I am convinced that David Bowie was the only thing keeping the universe in balance. 2016 has been rough on me along with the rest of the world. But now we can finally say we survived the year that just kept getting worse and we as people became stronger from it. So come on 2017, hit me with your best shot.
2016 was a very eye opening year for me. I (and others) lost and won a lot this year.I lost some huge inspirations like Harper Lee, Prince, and Bowie, but I won a lot with the relationships I’ve built with old and new friends in my final year of high-school that I am so grateful for. I’m very excited for what comes next.
Even though it gave me my new, all-time favorite anime, Yuri On Ice, 2016 can choke.
Kylie said that 2016 would be the year of “like, realizing stuff”, and as much as she got attacked for this quote, she spit the truth. I realized the world can be a pretty bad place regardless of my optimistic expectations. I realized that bad people don’t always lurk in shadows or hide in their basements; I see them at Kroger, at church, and at school. I realized that I’ve come a long way, but I can still be kinder. I realized that it’s okay to cut people out, but those people might not make that too easy. Honestly, I’m a little shook because I think I realized too much for my little 14 year old brain to handle. I hope 2017 will be a time to heal, fight, and grow.
Before June of 2016, I was under the pathetically smothering impression that getting my voice out there was like trying to talk to someone who’s standing in my laundry room: utterly-freaking-impossible. But, hey, welcome to post-June, where I can login to grrlpunch.com and write my darn heart out. I’m taking the years as they come. Was 2016 one for the books? Not necessarily. But it sure was one for my journal.
2016 was a transition year for me. Suddenly, school, and just life in general, got a lot harder. But there were laughs and happy times mixed in with the hard times, and those happy times are what I want to remember most about 2016. So bring it on, 2017!
2016 was full of excitement, discouragement, happiness, and sadness. But, I guess this is true of life in general; it is full of ups and downs, good times and bad. I am sure 2017 will also be full of ups and downs, but 2017 will be a beautiful year because ultimately life is beautiful and I am lucky to be a part of it.
I can’t even begin to explain how happy I am to start fresh with 2017. This year has been an emotional roller coaster. The highlight of my 2016 was when my emotionally abusive ex broke up with me. Now I can enter 2017 single and do everything that I couldn’t do while I was dating him! It will be a year of reinvention and getting to know myself. Grace John’s Super Hot Revenge Bod, coming soon to theatres near you.

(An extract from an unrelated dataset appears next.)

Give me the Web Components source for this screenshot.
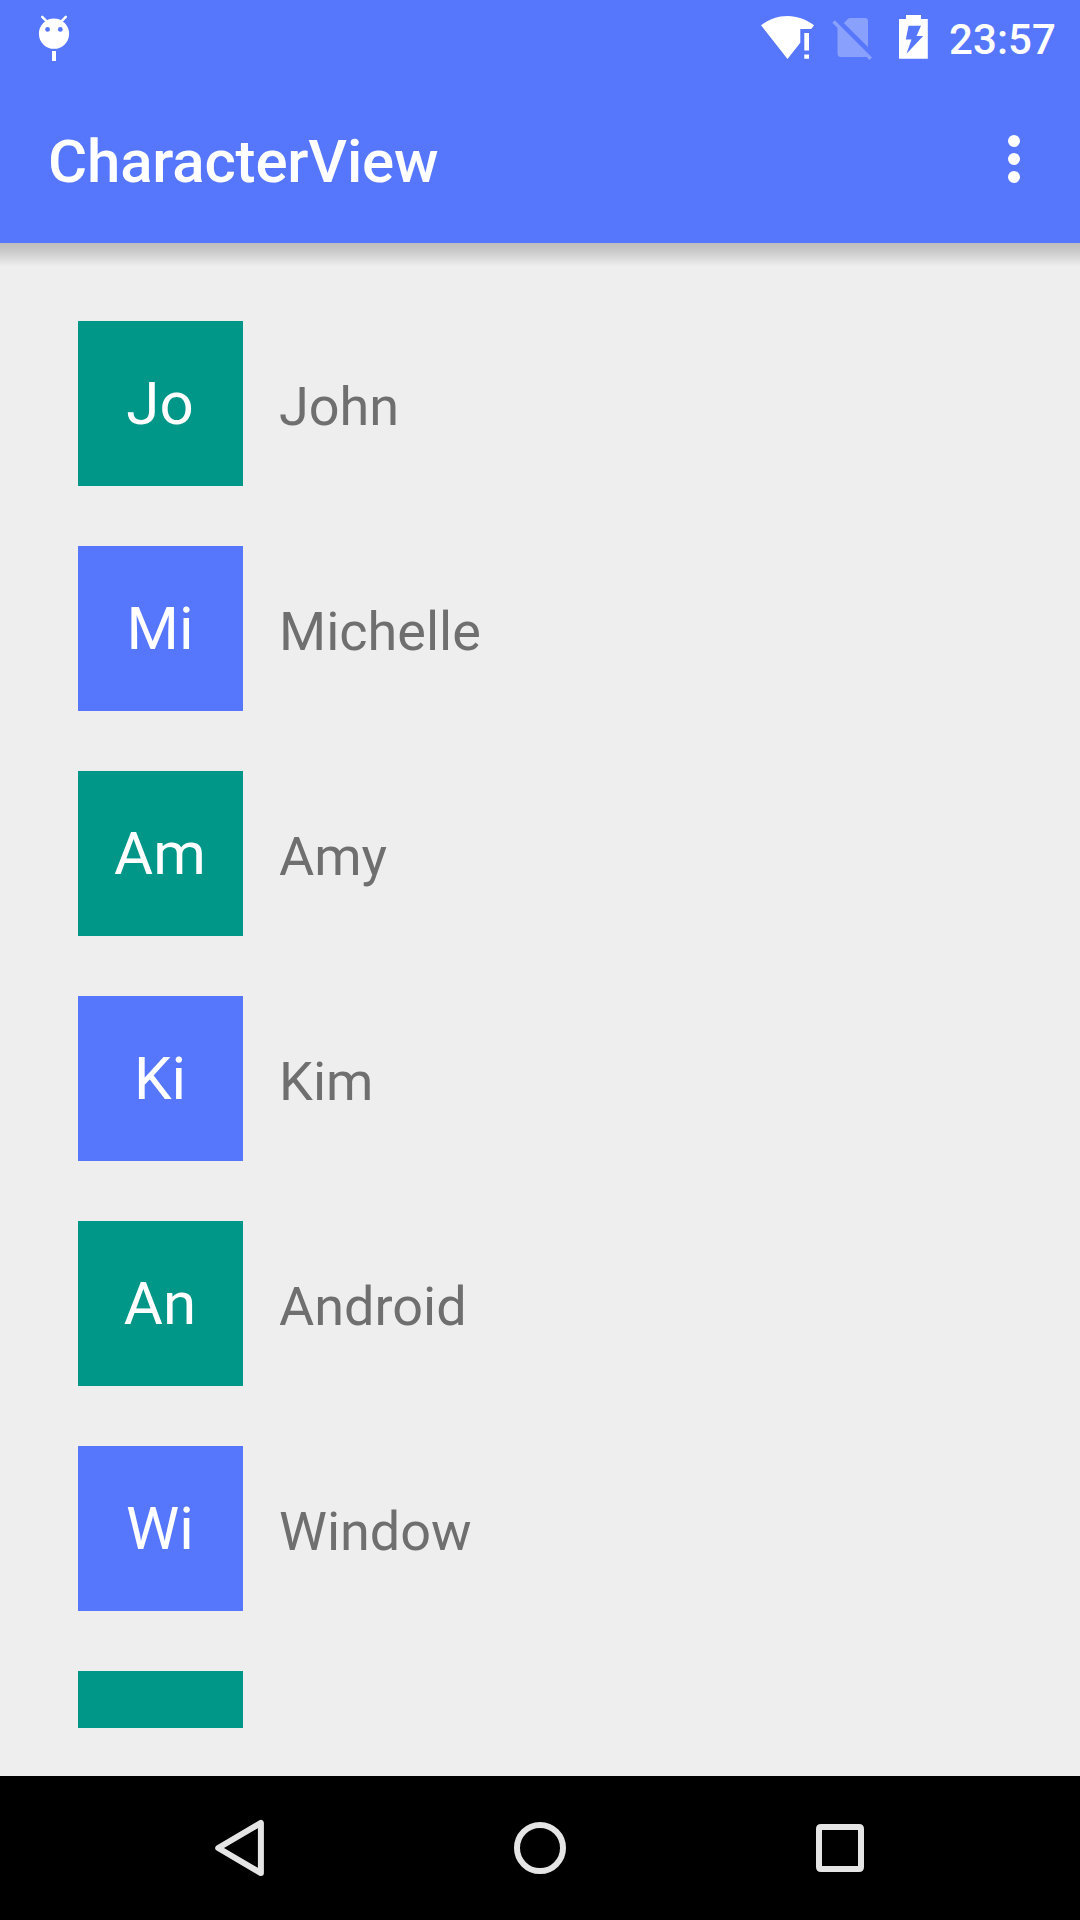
<!DOCTYPE html>
<html lang="en">
<head>
<meta charset="utf-8">
<title>CharacterView</title>
<style>
html,body{margin:0;padding:0}
body{width:1080px;height:1920px;overflow:hidden;font-family:Roboto,"Noto Sans",sans-serif}
</style>
</head>
<body>
<phone-screen>
  <status-bar slot="top">23:57</status-bar>
  <app-toolbar slot="top">CharacterView</app-toolbar>
  <contact-row initials="Jo" tone="teal">John</contact-row>
  <contact-row initials="Mi" tone="blue">Michelle</contact-row>
  <contact-row initials="Am" tone="teal">Amy</contact-row>
  <contact-row initials="Ki" tone="blue">Kim</contact-row>
  <contact-row initials="An" tone="teal">Android</contact-row>
  <contact-row initials="Wi" tone="blue">Window</contact-row>
  <contact-row initials="" tone="teal"></contact-row>
  <nav-bar slot="bottom"></nav-bar>
</phone-screen>
<script>
class PhoneScreen extends HTMLElement {
  constructor() {
    super();
    this.attachShadow({mode: 'open'}).innerHTML = `
<style>
:host{display:flex;flex-direction:column;width:1080px;height:1920px;background:#eee;
  --primary:#5677fc;--accent:#009688}
header,footer{flex:none}
main{flex:1;min-height:0;box-sizing:border-box;padding:0 48px 48px;display:flex;flex-direction:column}
.shadow{flex:none;height:24px;margin:0 -48px 24px;
  background:linear-gradient(#bebebe 0,#c2c2c2 16%,#cbcbcb 36%,#d9d9d9 60%,#e5e5e5 80%,#ececec 94%,#eee 100%)}
.list{flex:1;min-height:0;overflow:hidden}
</style>
<header><slot name="top"></slot></header>
<main><div class="shadow"></div><div class="list"><slot></slot></div></main>
<footer><slot name="bottom"></slot></footer>`;
  }
}
class StatusBar extends HTMLElement {
  constructor() {
    super();
    this.attachShadow({mode: 'open'}).innerHTML = `
<style>
:host{display:flex;align-items:center;justify-content:space-between;box-sizing:border-box;height:75px;
  padding:0 24px 0 36px;background:var(--primary);color:#fff}
svg{display:block;height:75px;fill:currentColor}
.tray{display:flex;align-items:center}
.wifi{margin-right:15px}.sim{margin-right:24px}.battery{margin-right:20px}
.clock{width:107px;font-size:42px;line-height:49px;font-weight:500;letter-spacing:.1px;padding-top:4px}
</style>
<svg width="36" viewBox="36 0 36 75"><circle cx="54" cy="33.7" r="15.1"/>
<path d="M42.2 16.8l4.200 4.400M65.800 16.800l-4.200 4.400" stroke="#fff" stroke-width="2.4" stroke-linecap="round"/>
<path d="M52 51h4v10h-4z"/><g fill="#5677fc"><circle cx="47.6" cy="29.4" r="2.4"/><circle cx="60.3" cy="29.4" r="2.4"/></g></svg>
<div class="tray">
<svg class="wifi" width="57" viewBox="759 0 57 75"><path d="M787.5 59L761 25.3C768.500 19.500 777.500 16 787.500 16S806.500 19.500 814 25.300L811.300 29H800.300V42.700z"/><path d="M804.300 33h4.700v17.500h-4.700zM804.300 54.500h4.700v4.300h-4.700z"/></svg>
<svg class="sim" width="42" viewBox="831 0 42 75"><path fill="#89a0fd" d="M843.800 23l4.300-4.300q.7-.7 1.700-.7H865q3 0 3 3v26zM832.300 22.700l2.500-2.400L872 57.500l-2.500 2.500-3.200-3.200q-.6.200-1.300.2h-24q-3.500 0-3.500-3.500V28z"/></svg>
<svg class="battery" width="32" viewBox="897 0 32 75"><path fill-rule="evenodd" d="M906 15h15v4h6.800v39.800H899V19h7zM908.600 25.700L905.800 39.500H911.500L906.500 53.800 923.200 36H916.500L921 25.700z"/></svg>
<span class="clock"><slot></slot></span>
</div>`;
  }
}
class AppToolbar extends HTMLElement {
  constructor() {
    super();
    this.attachShadow({mode: 'open'}).innerHTML = `
<style>
:host{display:flex;align-items:center;justify-content:space-between;box-sizing:border-box;height:168px;
  padding:0 60px 0 48px;background:var(--primary);color:#fff}
.title{font-size:60px;line-height:71px;font-weight:500;letter-spacing:-.18px;padding-top:5px}
svg{display:block;fill:currentColor}
</style>
<span class="title"><slot></slot></span>
<svg width="12" height="48"><circle cx="6" cy="6" r="6"/><circle cx="6" cy="24" r="6"/><circle cx="6" cy="42" r="6"/></svg>`;
  }
}
class ContactRow extends HTMLElement {
  constructor() {
    super();
    this.attachShadow({mode: 'open'}).innerHTML = `
<style>
:host{display:flex;align-items:center;gap:36px;box-sizing:border-box;height:225px;padding:30px}
.avatar{display:flex;align-items:center;justify-content:center;flex:none;box-sizing:border-box;width:165px;height:165px;
  padding-right:1px;background:var(--accent);color:#fff;font-size:60px;line-height:71px}
:host([tone=blue]) .avatar{background:var(--primary)}
.name{padding-top:6px;font-size:54px;line-height:63px;color:#6f6f6f}
</style>
<div class="avatar"></div><span class="name"><slot></slot></span>`;
  }
  connectedCallback() {
    this.shadowRoot.querySelector('.avatar').textContent = this.getAttribute('initials');
  }
}
class NavBar extends HTMLElement {
  constructor() {
    super();
    this.attachShadow({mode: 'open'}).innerHTML = `
<style>
:host{display:flex;align-items:center;justify-content:space-around;box-sizing:border-box;height:144px;padding:0 90px;background:#000}
svg{display:block;fill:none;stroke:#e5e5e5;stroke-width:6}
</style>
<svg width="60" height="60"><path stroke-linejoin="round" d="M8.200 30L50.900 4.900V55.100z"/></svg>
<svg width="60" height="60"><circle cx="30" cy="30" r="23"/></svg>
<svg width="60" height="60"><path fill="#e5e5e5" fill-rule="evenodd" stroke="none" d="M11 6h38q5 0 5 5v38q0 5-5 5H11q-5 0-5-5V11q0-5 5-5zM12 12v36h36V12z"/></svg>`;
  }
}
customElements.define('phone-screen', PhoneScreen);
customElements.define('status-bar', StatusBar);
customElements.define('app-toolbar', AppToolbar);
customElements.define('contact-row', ContactRow);
customElements.define('nav-bar', NavBar);
</script>
</body>
</html>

Ah, 2016. To say this year was a rollercoaster is a complete understatement. While 2016 had its obvious lows (an incredibly sad number of notable deaths, the election outcome, the end of Vine, etc.), it also had its highs: I successfully figured myself out; I made it through the nearly impossible junior year; the amount of memes this year was almost overwhelming; and I fixed and made a plethora of friendships through the journey of this year. 2016 was rough, but I have my fingers crossed that 2017 treats all of us a little kinder.

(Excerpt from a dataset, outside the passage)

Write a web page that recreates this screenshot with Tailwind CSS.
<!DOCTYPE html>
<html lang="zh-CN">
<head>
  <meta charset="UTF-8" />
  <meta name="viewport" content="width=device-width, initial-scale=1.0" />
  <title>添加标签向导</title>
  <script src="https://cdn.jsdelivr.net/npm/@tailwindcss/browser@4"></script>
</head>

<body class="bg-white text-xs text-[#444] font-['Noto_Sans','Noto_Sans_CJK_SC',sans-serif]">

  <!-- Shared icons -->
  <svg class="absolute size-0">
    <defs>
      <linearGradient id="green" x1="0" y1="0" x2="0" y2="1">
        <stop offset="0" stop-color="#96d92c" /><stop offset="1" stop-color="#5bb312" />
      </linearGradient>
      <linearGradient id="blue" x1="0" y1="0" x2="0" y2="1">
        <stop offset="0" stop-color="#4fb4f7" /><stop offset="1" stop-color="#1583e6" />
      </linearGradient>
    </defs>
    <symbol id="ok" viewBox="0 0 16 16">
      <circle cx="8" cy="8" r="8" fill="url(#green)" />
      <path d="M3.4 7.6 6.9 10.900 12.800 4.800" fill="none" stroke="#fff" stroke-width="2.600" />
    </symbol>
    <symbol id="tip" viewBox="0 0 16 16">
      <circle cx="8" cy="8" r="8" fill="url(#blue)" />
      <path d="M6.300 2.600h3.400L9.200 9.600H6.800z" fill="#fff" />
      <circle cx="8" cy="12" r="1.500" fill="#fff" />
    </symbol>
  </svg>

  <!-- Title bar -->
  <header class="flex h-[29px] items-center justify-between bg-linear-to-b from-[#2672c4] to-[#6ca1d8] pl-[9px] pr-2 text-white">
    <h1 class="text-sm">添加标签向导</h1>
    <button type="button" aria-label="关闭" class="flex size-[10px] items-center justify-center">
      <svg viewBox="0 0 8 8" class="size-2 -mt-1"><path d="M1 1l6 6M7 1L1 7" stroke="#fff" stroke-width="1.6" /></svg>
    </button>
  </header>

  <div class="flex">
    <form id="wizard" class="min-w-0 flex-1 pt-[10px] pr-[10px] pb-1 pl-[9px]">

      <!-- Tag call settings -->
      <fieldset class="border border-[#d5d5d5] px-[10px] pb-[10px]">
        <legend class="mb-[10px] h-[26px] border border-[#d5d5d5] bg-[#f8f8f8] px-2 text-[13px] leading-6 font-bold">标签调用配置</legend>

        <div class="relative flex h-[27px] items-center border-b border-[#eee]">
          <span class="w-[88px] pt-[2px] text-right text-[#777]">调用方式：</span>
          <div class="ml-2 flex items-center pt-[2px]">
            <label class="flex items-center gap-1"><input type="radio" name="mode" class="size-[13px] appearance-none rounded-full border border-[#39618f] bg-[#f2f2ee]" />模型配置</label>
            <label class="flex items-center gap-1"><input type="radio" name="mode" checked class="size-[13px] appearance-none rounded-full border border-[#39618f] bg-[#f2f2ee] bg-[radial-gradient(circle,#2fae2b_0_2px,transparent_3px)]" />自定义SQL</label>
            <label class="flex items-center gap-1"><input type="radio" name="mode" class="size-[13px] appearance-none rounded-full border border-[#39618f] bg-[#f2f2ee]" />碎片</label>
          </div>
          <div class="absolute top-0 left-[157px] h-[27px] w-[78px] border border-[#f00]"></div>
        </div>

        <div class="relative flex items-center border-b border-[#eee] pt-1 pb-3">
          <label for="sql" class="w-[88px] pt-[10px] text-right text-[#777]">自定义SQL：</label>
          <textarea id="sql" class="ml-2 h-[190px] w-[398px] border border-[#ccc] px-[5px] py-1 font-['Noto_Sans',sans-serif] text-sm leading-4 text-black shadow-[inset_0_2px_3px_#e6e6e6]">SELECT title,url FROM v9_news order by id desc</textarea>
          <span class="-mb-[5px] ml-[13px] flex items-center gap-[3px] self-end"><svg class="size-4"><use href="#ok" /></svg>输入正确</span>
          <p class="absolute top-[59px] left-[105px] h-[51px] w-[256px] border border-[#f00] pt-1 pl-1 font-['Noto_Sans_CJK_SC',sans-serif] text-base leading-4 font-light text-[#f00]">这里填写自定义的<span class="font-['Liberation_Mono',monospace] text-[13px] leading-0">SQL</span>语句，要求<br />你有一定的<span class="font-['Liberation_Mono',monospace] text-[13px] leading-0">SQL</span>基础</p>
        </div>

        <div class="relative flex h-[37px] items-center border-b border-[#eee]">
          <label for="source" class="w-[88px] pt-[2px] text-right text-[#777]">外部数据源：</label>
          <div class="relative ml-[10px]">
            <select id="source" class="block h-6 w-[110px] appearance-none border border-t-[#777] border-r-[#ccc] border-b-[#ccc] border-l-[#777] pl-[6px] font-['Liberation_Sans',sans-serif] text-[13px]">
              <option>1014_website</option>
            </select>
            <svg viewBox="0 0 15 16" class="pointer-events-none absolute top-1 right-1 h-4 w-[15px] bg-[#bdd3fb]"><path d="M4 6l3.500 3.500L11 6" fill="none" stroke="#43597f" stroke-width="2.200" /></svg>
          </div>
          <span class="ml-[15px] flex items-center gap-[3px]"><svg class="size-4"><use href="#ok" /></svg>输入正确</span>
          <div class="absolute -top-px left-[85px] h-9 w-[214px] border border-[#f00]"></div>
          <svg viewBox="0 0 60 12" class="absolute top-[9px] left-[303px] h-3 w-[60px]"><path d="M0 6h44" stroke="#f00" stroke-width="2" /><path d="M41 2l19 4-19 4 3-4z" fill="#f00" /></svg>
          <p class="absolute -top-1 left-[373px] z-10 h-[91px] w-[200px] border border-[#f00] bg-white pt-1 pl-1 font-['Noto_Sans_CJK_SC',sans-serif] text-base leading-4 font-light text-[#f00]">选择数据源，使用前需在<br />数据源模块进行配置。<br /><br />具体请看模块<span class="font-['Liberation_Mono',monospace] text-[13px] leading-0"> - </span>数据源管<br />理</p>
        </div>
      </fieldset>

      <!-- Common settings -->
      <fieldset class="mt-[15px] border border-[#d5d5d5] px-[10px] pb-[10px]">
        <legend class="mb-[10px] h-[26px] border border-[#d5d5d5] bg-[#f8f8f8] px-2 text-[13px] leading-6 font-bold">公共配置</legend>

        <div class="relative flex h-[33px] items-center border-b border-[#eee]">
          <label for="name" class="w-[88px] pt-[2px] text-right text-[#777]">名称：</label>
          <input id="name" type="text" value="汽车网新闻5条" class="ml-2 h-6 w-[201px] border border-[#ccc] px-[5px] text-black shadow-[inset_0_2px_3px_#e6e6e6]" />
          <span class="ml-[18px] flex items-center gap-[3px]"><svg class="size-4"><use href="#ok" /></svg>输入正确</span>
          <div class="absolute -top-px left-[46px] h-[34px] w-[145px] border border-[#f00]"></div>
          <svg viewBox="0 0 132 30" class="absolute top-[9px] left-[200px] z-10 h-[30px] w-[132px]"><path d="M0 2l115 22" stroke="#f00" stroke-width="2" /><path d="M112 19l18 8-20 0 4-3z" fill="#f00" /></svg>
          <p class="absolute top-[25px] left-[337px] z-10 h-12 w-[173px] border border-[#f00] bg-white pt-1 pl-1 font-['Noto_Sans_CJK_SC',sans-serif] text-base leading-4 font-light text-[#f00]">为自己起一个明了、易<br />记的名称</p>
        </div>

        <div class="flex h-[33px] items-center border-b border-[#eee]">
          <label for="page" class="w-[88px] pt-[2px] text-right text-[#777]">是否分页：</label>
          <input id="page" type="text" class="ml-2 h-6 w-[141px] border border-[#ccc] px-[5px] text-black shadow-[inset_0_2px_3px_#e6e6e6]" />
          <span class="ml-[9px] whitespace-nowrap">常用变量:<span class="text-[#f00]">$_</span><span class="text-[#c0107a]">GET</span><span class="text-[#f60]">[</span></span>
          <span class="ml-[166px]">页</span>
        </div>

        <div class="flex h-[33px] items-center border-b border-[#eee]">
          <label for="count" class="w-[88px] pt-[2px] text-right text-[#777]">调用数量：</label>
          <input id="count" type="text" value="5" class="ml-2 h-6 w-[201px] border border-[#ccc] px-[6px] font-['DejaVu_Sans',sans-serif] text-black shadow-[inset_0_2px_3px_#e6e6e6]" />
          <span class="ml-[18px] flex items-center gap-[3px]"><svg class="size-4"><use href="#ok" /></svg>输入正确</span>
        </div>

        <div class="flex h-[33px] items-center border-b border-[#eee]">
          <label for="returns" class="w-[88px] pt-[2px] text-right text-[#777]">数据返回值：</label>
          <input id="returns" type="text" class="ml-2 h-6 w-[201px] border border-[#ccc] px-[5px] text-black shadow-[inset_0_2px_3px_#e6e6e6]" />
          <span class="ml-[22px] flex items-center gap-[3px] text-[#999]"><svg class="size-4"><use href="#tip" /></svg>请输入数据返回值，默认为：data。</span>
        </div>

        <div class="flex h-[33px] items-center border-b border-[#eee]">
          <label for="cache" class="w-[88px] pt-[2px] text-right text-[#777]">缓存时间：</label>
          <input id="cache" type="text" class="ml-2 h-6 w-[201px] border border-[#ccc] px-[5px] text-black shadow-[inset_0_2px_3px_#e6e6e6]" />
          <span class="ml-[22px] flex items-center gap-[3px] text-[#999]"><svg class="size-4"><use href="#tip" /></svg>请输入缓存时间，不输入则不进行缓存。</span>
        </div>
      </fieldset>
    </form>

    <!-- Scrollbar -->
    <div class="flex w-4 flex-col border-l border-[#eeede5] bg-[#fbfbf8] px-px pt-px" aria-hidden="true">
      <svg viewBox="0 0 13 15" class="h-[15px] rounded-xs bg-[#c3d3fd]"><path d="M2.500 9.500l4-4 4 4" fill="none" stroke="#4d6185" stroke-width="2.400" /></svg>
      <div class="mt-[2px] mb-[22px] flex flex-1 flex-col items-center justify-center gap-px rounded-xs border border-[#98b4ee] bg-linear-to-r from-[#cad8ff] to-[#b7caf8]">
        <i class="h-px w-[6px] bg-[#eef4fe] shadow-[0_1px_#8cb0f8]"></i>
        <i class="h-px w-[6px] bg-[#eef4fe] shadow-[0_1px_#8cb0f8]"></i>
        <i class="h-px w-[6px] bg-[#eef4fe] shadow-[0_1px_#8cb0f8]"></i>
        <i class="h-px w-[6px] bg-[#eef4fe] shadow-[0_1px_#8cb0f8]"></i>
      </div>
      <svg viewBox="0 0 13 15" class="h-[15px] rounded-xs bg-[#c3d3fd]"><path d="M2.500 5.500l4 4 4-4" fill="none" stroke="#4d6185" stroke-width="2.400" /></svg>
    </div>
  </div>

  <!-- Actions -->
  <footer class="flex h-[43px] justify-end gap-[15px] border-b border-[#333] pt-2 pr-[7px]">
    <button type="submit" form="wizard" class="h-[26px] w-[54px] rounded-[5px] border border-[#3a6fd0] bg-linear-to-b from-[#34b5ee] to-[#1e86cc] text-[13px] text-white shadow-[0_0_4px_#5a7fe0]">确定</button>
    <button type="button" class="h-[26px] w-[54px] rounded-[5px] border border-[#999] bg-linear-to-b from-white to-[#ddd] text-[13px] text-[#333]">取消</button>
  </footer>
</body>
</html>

2016, what can I say? It had its ups, and its downs and frankly, it was mostly downs in the grand scheme of things when you look back at the year from start to finish. We’ve lost brilliant entertainers and minds, but that just means that they made way for new ones to come out of the woodwork. Personally, I don’t really think I’ve grown much, except for the fact I’ve reached my final permanent height of 5’0, which is an accomplishment in of itself. I’ve been happier this year than I ever thought possible despite the somber events we’ve all experienced. Hopefully, 2017 will leave us better than it found us.